Cooley brought up the racial-profiling charge during an exchange about three strikes that otherwise repeated the candidates’ oft-stated differences about how that law should be enforced. The law mandates a term of 25 years to life for a third felony conviction of anyone who has two prior convictions for what are classified as serious or violent felonies.

Garcetti believes in using three strikes in almost all cases in which it can be applied, whereas Cooley believes it should rarely be applied in cases in which the third felony is not violent or serious.

Explaining his policy, Garcetti said: “If both we and the judge agree this person is a continuing danger to the community, even though he may just have been involved in a ‘minor’ crime, he’s going to go away” for 25 years to life. The district attorney gave a hypothetical example of “a known gang member” with prior convictions for carjacking and robbery who is then caught stealing from a department store. Garcetti said he would prosecute that person under three strikes.

Cooley said he wouldn’t. “You must look at the nature of the new offense,” he said.

In the past, Cooley has charged that Garcetti’s enforcement fell more heavily on “certain communities.” On Wednesday, he was more explicit.

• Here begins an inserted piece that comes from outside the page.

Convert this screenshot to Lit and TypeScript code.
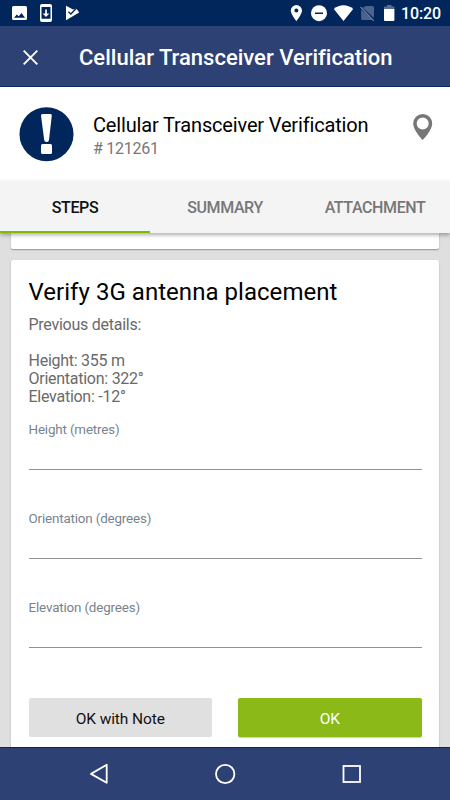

“He’s basically engaging in functional racial profiling,” Cooley said. “When he says ‘gangbanger,’ he’s talking about Latinos and African Americans, and raining this law down heavily on them because of their status as a gangbanger. . . . That scares me. That scares a lot of people in this community, because they know it’s unjust, they know it’s not fair, they know it’s not evenhanded, and they would expect us to actually get the gangbanger for doing the gangbanging. That’s what we’re supposed to do.”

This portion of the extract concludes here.